Setelah itu, program siaran pun jadi lebih rutin dan beragam yakni klenengan, wayang orang, dongeng anak, program untuk kaum ibu, khotbah keagamaan, siaran gamelan sekaten, siaran musik keroncong, hingga siaran wayang kulit.
Berdirinya SRV juga menginspirasi munculnya radio milik pribumi di daerah lain. Tentu saja radio-radio di luar kota Surakarta itu memproduksi siaran secara mandiri sekaligus mempromosikan kesenian dari daerah masing-masing.
SRV kemudian membuka cabang pertamanya di Batavia bernama Vereeniging voor Oosterche Radio Omroep (VORO). Cabang kedua berdiri di Bandung dengan nama Vereeniging Oosterche Radio Luisteraars (VORL). Setelah itu, muncul juga cabang Surabaya dengan nama Vereeniging Oosterche Radio Surabaya (VORS). Cabang-cabang ini masuk dalam satu pengelolaan dan manajemen dengan Solosche Radio Vereeniging.

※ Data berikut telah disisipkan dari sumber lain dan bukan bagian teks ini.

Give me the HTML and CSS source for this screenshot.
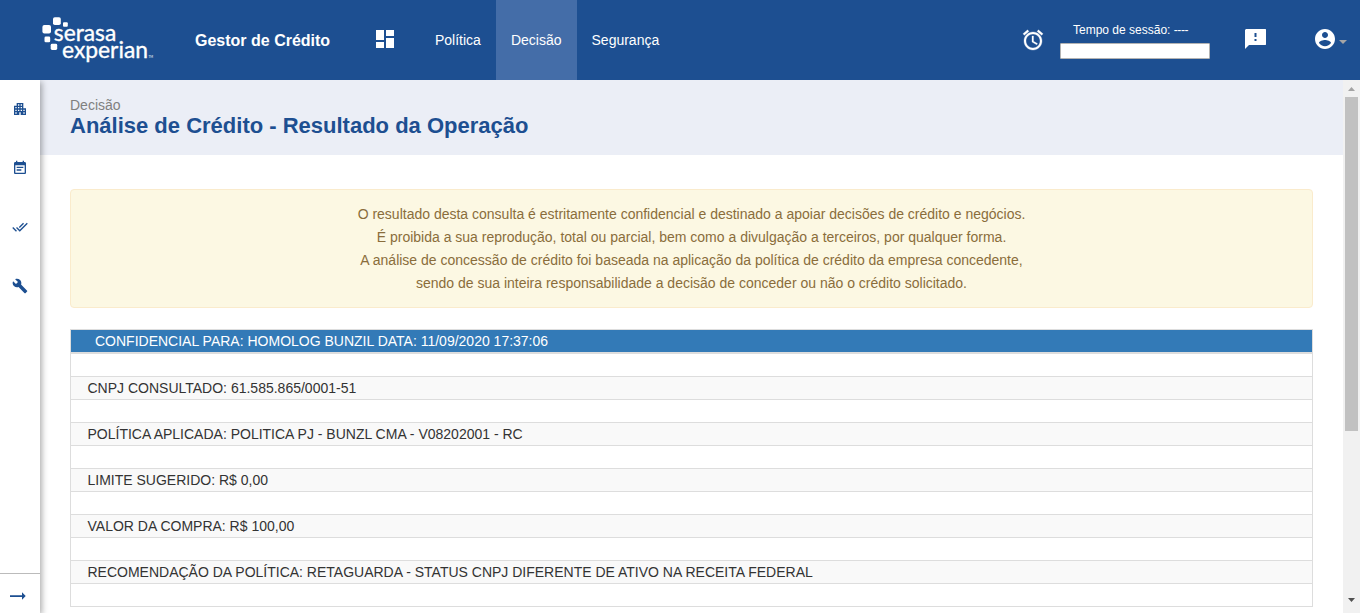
FILE: index.html
```html
<!DOCTYPE html>
<html lang="pt-BR">
<head>
<meta charset="utf-8">
<title>Gestor de Crédito</title>
<link rel="stylesheet" href="styles.css">
</head>
<body>
<header class="topbar">
  <svg class="logo" width="112" height="50" viewBox="42 16 112 50" fill="#fff">
    <rect x="42.4" y="25" width="8.6" height="8.4" rx="2"/>
    <rect x="53" y="17.2" width="7.8" height="7.8" rx="1.8"/>
    <rect x="63" y="22.2" width="4.8" height="4.6" rx="1"/>
    <rect x="44.5" y="36.6" width="5.7" height="5.6" rx="1.3"/>
    <rect x="50.7" y="43.8" width="6.5" height="6.1" rx="1.4"/>
    <text class="logo-text" x="53.8" y="41" textLength="62.500" lengthAdjust="spacingAndGlyphs">serasa</text>
    <text class="logo-text" x="62" y="58.4" textLength="86" lengthAdjust="spacingAndGlyphs">experian</text>
    <text class="logo-tm" x="148.6" y="58.4">TM</text>
  </svg>
  <strong class="product">Gestor de Crédito</strong>
  <svg class="dash" width="20" height="18" viewBox="0 0 20 18" fill="#fff"><path d="M1 0h8v10H1zM11 0h8v6H11zM1 12h8v6H1zM11 8h8v10H11z"/></svg>
  <nav class="nav">
    <a class="nav-item">Política</a>
    <a class="nav-item active">Decisão</a>
    <a class="nav-item">Segurança</a>
  </nav>
  <div class="tools">
    <svg class="alarm" width="24" height="24" viewBox="0 0 24 24" fill="#fff" stroke="#fff" stroke-width=".3"><path d="M22 5.72l-4.6-3.86-1.29 1.53 4.6 3.86L22 5.72zM7.88 3.39L6.6 1.86 2 5.71l1.29 1.53 4.59-3.85zM12.5 8H11v6l4.75 2.85.75-1.23-4-2.37V8zM12 4c-4.97 0-9 4.03-9 9s4.02 9 9 9c4.97 0 9-4.03 9-9s-4.03-9-9-9zm0 16c-3.87 0-7-3.13-7-7s3.13-7 7-7 7 3.13 7 7-3.13 7-7 7z"/></svg>
    <div class="session">
      <span class="session-label">Tempo de sessão: <span class="dashes">----</span></span>
      <div class="session-bar"></div>
    </div>
    <svg class="feedback" width="21" height="20" viewBox="0 0 21 20" fill="#fff"><path fill-rule="evenodd" d="M1 0h19.500l.5.500V15.500l-.5.500H4L0 20V1zM9.500 4v4h2V4zM9.500 10v2h2v-2z"/></svg>
    <svg class="user" width="24" height="24" viewBox="0 0 24 24" fill="#fff"><path d="M12 2C6.480 2 2 6.480 2 12s4.480 10 10 10 10-4.480 10-10S17.520 2 12 2zm0 3c1.660 0 3 1.340 3 3s-1.340 3-3 3-3-1.340-3-3 1.340-3 3-3zm0 14.200c-2.500 0-4.710-1.280-6-3.220.03-1.990 4-3.080 6-3.080 1.990 0 5.970 1.090 6 3.080-1.290 1.940-3.500 3.220-6 3.220z"/></svg>
    <span class="caret"></span>
  </div>
</header>
<div class="shell">
  <aside class="sidebar">
    <svg class="side-icon" width="16" height="16" viewBox="0 0 24 24"><path d="M17 11V3H7v4H3v14h8v-4h2v4h8V11h-4zM7 19H5v-2h2v2zm0-4H5v-2h2v2zm0-4H5V9h2v2zm4 4H9v-2h2v2zm0-4H9V9h2v2zm0-4H9V5h2v2zm4 8h-2v-2h2v2zm0-4h-2V9h2v2zm0-4h-2V5h2v2zm4 12h-2v-2h2v2zm0-4h-2v-2h2v2z"/></svg>
    <svg class="side-icon" width="16" height="16" viewBox="0 0 24 24"><path d="M17 10H7v2h10v-2zm2-7h-1V1h-2v2H8V1H6v2H5c-1.110 0-1.990.9-1.990 2L3 19c0 1.100.89 2 2 2h14c1.100 0 2-.9 2-2V5c0-1.100-.9-2-2-2zm0 16H5V8h14v11zm-5-5H7v2h7v-2z"/></svg>
    <svg class="side-icon" width="16" height="16" viewBox="0 0 24 24"><path d="M18 7l-1.410-1.410-6.340 6.340 1.410 1.410L18 7zm4.240-1.410L11.660 16.170 7.480 12l-1.410 1.410L11.660 19l12-12-1.420-1.410zM.41 13.410L6 19l1.410-1.410L1.830 12 .41 13.410z"/></svg>
    <svg class="side-icon" width="16" height="16" viewBox="0 0 24 24"><path d="M22.700 19l-9.100-9.100c.9-2.300.4-5-1.500-6.900-2-2-5-2.400-7.400-1.300L9 6 6 9 1.600 4.700C.4 7.100.9 10.100 2.900 12.100c1.900 1.900 4.600 2.400 6.900 1.500l9.100 9.100c.4.400 1 .4 1.400 0l2.300-2.300c.5-.4.5-1.100.1-1.400z"/></svg>
    <div class="side-foot">
      <svg width="16" height="8" viewBox="0 0 16 8" fill="#1d4f91"><path d="M0 3.200h12V.3L15.700 4 12 7.700V4.900H0z"/></svg>
    </div>
  </aside>
  <main class="content">
    <div class="page-head">
      <div class="crumb">Decisão</div>
      <h1 class="title">Análise de Crédito - Resultado da Operação</h1>
    </div>
    <div class="body">
      <div class="notice">
        O resultado desta consulta é estritamente confidencial e destinado a apoiar decisões de crédito e negócios.<br>
        É proibida a sua reprodução, total ou parcial, bem como a divulgação a terceiros, por qualquer forma.<br>
        A análise de concessão de crédito foi baseada na aplicação da política de crédito da empresa concedente,<br>
        sendo de sua inteira responsabilidade a decisão de conceder ou não o crédito solicitado.
      </div>
      <div class="grid">
        <div class="grid-head">CONFIDENCIAL PARA: HOMOLOG BUNZIL DATA: 11/09/2020 17:37:06</div>
        <div class="row"></div>
        <div class="row">CNPJ CONSULTADO: 61.585.865/0001-51</div>
        <div class="row"></div>
        <div class="row">POLÍTICA APLICADA: POLITICA PJ - BUNZL CMA - V08202001 - RC</div>
        <div class="row"></div>
        <div class="row">LIMITE SUGERIDO: R$ 0,00</div>
        <div class="row"></div>
        <div class="row">VALOR DA COMPRA: R$ 100,00</div>
        <div class="row"></div>
        <div class="row">RECOMENDAÇÃO DA POLÍTICA: RETAGUARDA - STATUS CNPJ DIFERENTE DE ATIVO NA RECEITA FEDERAL</div>
        <div class="row"></div>
      </div>
    </div>
  </main>
  <div class="scrollbar">
    <svg class="arrow" width="7" height="4" viewBox="0 0 7 4" fill="#a3a3a3"><path d="M3.500 0L7 4H0z"/></svg>
    <div class="thumb"></div>
    <svg class="arrow arrow-down" width="7" height="4" viewBox="0 0 7 4" fill="#505050"><path d="M0 0h7L3.500 4z"/></svg>
  </div>
</div>
</body>
</html>
```

FILE: styles.css
```css
* { box-sizing: border-box; }
body {
  margin: 0;
  height: 613px;
  overflow: hidden;
  background: #fff;
  color: #333;
  font: 14px/20px "Liberation Sans", Arial, sans-serif;
}
svg { display: block; flex: none; }
.topbar {
  display: flex;
  align-items: center;
  height: 80px;
  padding-left: 42px;
  background: #1d4f91;
  color: #fff;
}
.logo { margin-top: 2px; }
.logo-text { font: 400 22.5px/1 Lato, sans-serif; stroke: #fff; stroke-width: .35px; }
.logo-tm { font: 3px Lato, sans-serif; }
.product { width: 180px; margin: 1px 0 0 41px; font-size: 16px; white-space: nowrap; }
.dash { margin-top: -2px; }
.nav { display: flex; align-self: stretch; margin-left: 25px; }
.nav-item { padding: 30px 15px; }
.nav-item.active { background: #446da8; }
.tools { display: flex; align-self: stretch; margin-left: auto; padding-right: 13px; }
.alarm { margin-top: 28px; }
.session { width: 150px; margin: 20px 0 0 15px; }
.session-label { display: block; padding-left: 13px; font-size: 12px; white-space: nowrap; }
.dashes { letter-spacing: -.4px; }
.session-bar { height: 16px; margin-top: 3px; background: #fff; border: 1px solid #b3b3b3; border-radius: 1px; }
.feedback { margin: 29px 0 0 35px; }
.user { margin: 27px 0 0 47px; }
.caret { margin: 40px 0 0 2px; width: 8px; height: 4px; border: 4px solid transparent; border-top-color: #a5a5a5; border-bottom: 0; }
.shell { display: flex; height: 533px; }
.sidebar {
  position: relative;
  display: flex;
  flex: none;
  flex-direction: column;
  align-items: center;
  gap: 43px;
  width: 40px;
  padding-top: 21px;
  background: #fff;
  box-shadow: 2px 2px 6px rgba(0, 0, 0, .32);
  clip-path: inset(0 -14px 0 0);
}
.side-icon { fill: #1d4f91; }
.side-foot {
  display: flex;
  align-items: center;
  justify-content: center;
  align-self: stretch;
  height: 40px;
  margin-top: auto;
  padding: 4px 4px 0 0;
  border-top: 1px solid #bbb;
}
.content { flex: 1; min-width: 0; }
.page-head { height: 75px; padding: 15px 30px 0; background: #ebeef6; }
.crumb { color: #808080; }
.title { margin: -2px 0 0; color: #1d4f91; font-size: 22px; line-height: 26px; white-space: nowrap; }
.body { padding: 34px 30px 0; }
.notice {
  height: 119px;
  padding: 13px 15px;
  border: 1px solid #faebcc;
  border-radius: 4px;
  background: #fcf8e3;
  color: #8a6d3b;
  line-height: 23px;
  text-align: center;
}
.grid { margin-top: 21px; border: 1px solid #ddd; border-bottom: 0; white-space: nowrap; }
.grid-head { height: 24px; padding-left: 24px; border-bottom: 2px solid #ddd; background: #337ab7; background-clip: padding-box; color: #fff; line-height: 22px; }
.row { height: 23px; padding-left: 16.5px; border-bottom: 1px solid #ddd; line-height: 22px; }
.row:nth-child(odd) { background: #f9f9f9; }
.scrollbar { display: flex; flex: none; flex-direction: column; align-items: center; width: 17px; padding: 7px 0 11px; background: #f1f1f1; }
.thumb { width: 13px; height: 334px; margin-top: 6px; background: #c1c1c1; }
.arrow-down { margin-top: auto; }
```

Atas jasa-jasanya dalam memajukan kebudayaan Jawa, khususnya di wilayah Kadipaten Mangkunegaran, KGPAA Mangkuengara VII dianugerahi Bintang Budaya Parama Dharma secara anumerta oleh Pemerintah RI melalui Keppres RI nomor 66/TK/ Tahun 2016 yang diserahkan oleh Presiden Joko Widodo kepada perwakilan kerabatnya dalam hal ini diwakili cucunya Retno Satoeti Yamin pada tanggal 15 Agustus 2016.
KGPAA Mangkunegara VII wafat pada tahun 1944 dan dimakamkan di Astana Girilayu, Kabupaten Karanganyar, Jawa Tengah.